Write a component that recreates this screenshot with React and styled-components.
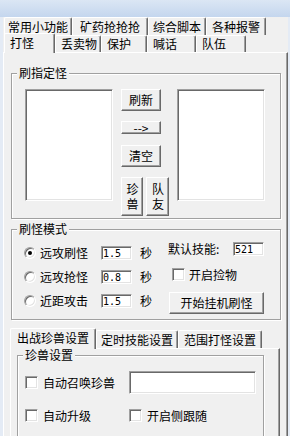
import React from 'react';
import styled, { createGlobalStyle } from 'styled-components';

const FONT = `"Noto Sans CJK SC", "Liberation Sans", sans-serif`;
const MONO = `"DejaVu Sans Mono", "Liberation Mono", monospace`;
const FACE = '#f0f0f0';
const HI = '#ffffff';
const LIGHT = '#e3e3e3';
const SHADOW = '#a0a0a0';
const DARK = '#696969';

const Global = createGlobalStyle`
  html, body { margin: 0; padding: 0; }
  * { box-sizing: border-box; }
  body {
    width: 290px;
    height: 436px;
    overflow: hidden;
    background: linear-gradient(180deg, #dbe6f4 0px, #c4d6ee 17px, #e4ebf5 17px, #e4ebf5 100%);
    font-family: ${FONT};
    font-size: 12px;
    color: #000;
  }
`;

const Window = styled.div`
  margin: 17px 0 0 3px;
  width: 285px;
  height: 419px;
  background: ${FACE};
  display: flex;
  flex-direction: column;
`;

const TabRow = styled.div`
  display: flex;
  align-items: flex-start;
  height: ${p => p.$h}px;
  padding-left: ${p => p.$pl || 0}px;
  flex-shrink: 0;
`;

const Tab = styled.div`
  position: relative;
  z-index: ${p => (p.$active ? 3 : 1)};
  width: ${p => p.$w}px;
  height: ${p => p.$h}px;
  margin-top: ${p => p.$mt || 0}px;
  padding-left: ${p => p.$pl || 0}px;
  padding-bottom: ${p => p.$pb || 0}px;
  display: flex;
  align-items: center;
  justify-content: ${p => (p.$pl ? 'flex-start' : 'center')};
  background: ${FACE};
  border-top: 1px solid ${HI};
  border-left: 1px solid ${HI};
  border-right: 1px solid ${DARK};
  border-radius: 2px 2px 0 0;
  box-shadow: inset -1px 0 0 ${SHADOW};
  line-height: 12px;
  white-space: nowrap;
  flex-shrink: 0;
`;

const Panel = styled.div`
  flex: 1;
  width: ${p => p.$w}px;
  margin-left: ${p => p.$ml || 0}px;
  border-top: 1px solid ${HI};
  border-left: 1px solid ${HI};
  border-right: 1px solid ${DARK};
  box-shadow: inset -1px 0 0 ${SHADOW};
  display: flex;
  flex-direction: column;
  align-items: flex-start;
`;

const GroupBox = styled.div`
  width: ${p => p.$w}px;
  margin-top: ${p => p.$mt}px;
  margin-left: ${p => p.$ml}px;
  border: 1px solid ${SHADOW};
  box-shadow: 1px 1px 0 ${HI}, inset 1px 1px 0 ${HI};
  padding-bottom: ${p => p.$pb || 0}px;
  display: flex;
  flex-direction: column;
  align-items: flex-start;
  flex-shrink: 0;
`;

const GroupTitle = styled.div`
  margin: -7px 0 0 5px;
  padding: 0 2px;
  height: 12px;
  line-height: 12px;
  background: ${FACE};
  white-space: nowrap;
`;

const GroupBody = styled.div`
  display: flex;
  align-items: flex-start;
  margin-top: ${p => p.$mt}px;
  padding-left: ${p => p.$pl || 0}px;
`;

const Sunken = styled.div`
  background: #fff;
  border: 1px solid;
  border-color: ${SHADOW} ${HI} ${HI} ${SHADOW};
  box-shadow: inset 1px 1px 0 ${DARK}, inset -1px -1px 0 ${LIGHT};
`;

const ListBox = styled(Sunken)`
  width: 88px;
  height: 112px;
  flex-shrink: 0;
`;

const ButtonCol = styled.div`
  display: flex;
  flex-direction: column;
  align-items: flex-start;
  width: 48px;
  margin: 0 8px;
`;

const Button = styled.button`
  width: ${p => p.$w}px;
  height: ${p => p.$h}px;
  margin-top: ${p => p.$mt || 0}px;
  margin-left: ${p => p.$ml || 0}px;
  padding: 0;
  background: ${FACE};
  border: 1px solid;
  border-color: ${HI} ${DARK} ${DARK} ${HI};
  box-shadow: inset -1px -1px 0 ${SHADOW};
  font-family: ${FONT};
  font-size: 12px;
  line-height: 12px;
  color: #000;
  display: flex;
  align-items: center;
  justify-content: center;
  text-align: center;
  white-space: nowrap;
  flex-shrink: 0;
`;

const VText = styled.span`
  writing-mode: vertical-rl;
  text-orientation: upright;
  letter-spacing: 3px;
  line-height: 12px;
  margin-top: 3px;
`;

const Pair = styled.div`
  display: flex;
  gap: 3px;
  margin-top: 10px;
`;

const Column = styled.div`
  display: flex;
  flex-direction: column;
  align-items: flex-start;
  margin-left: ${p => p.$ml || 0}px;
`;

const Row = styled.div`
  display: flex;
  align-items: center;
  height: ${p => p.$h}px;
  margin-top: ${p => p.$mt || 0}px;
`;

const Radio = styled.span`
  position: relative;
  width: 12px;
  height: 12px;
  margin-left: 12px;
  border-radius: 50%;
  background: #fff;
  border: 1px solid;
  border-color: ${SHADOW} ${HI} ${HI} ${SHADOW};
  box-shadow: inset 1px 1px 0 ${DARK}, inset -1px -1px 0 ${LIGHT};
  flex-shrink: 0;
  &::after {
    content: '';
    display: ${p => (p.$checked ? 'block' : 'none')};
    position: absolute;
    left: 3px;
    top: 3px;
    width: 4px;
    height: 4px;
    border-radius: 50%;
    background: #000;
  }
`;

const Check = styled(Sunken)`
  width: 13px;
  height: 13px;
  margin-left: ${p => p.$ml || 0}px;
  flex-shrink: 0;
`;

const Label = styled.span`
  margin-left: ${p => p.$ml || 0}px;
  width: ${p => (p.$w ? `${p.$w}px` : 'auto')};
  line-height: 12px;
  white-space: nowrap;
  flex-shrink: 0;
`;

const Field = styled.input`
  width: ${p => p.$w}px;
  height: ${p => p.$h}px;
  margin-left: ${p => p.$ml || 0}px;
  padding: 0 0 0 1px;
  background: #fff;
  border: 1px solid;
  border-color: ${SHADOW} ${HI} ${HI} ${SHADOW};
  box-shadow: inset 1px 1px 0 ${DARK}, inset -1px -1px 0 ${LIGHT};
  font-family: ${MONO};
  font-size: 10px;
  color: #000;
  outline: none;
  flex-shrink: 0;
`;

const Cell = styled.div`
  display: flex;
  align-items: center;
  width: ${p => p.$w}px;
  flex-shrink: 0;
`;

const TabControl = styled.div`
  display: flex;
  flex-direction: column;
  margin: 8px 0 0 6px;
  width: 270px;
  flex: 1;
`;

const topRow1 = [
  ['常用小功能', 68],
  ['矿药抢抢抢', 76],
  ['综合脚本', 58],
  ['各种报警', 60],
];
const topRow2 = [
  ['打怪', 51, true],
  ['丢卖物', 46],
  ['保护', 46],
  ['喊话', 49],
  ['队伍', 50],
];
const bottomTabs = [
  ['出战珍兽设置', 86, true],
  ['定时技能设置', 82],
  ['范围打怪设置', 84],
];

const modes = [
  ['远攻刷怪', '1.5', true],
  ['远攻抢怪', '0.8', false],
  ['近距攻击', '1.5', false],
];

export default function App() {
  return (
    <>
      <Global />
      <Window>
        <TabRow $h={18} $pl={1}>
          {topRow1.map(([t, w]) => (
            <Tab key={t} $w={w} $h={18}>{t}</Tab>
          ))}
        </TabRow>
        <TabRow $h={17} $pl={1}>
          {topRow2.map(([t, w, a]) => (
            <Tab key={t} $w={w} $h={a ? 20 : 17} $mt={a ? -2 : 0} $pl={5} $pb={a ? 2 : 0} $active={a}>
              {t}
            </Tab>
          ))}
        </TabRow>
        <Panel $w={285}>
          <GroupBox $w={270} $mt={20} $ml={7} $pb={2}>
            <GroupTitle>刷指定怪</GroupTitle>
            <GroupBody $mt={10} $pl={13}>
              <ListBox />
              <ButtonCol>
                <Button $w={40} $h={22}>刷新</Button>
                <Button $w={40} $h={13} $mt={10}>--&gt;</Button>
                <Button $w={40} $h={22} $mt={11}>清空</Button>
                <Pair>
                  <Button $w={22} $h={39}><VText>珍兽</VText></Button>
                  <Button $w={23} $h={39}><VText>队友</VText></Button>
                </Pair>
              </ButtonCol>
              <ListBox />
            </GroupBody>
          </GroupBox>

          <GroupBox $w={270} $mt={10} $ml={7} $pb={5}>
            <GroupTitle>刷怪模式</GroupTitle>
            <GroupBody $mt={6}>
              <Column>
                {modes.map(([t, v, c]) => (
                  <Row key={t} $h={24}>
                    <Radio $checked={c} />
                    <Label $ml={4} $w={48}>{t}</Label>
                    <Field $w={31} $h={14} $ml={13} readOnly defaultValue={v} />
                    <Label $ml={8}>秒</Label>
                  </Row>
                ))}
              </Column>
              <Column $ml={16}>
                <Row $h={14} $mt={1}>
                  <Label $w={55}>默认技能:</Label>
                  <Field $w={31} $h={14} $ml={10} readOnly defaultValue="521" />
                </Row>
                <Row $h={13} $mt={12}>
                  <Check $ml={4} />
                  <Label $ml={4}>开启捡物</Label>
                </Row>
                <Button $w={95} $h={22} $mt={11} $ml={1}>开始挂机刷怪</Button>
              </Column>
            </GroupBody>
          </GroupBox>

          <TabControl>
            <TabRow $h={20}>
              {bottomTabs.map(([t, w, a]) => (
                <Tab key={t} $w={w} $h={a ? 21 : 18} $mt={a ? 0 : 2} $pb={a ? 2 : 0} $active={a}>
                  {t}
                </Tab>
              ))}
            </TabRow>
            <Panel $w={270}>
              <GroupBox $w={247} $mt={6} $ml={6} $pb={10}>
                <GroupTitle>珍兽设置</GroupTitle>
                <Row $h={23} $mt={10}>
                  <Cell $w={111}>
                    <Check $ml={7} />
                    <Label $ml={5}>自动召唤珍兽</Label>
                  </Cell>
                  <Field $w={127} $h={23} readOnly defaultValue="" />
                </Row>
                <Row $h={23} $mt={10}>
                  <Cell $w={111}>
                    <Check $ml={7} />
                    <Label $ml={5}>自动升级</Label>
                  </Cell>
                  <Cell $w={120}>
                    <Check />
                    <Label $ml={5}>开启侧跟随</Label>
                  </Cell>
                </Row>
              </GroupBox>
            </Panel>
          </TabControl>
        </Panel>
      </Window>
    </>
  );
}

# # # #

**Exercise task**
Set down again, exactly, the lines of the material above from its first line to the one with "const DARK = '#696969';", inclusive. Leave the pictures out.

**The answer**
Write a component that recreates this screenshot with React and styled-components.
import React from 'react';
import styled, { createGlobalStyle } from 'styled-components';

const FONT = `"Noto Sans CJK SC", "Liberation Sans", sans-serif`;
const MONO = `"DejaVu Sans Mono", "Liberation Mono", monospace`;
const FACE = '#f0f0f0';
const HI = '#ffffff';
const LIGHT = '#e3e3e3';
const SHADOW = '#a0a0a0';
const DARK = '#696969';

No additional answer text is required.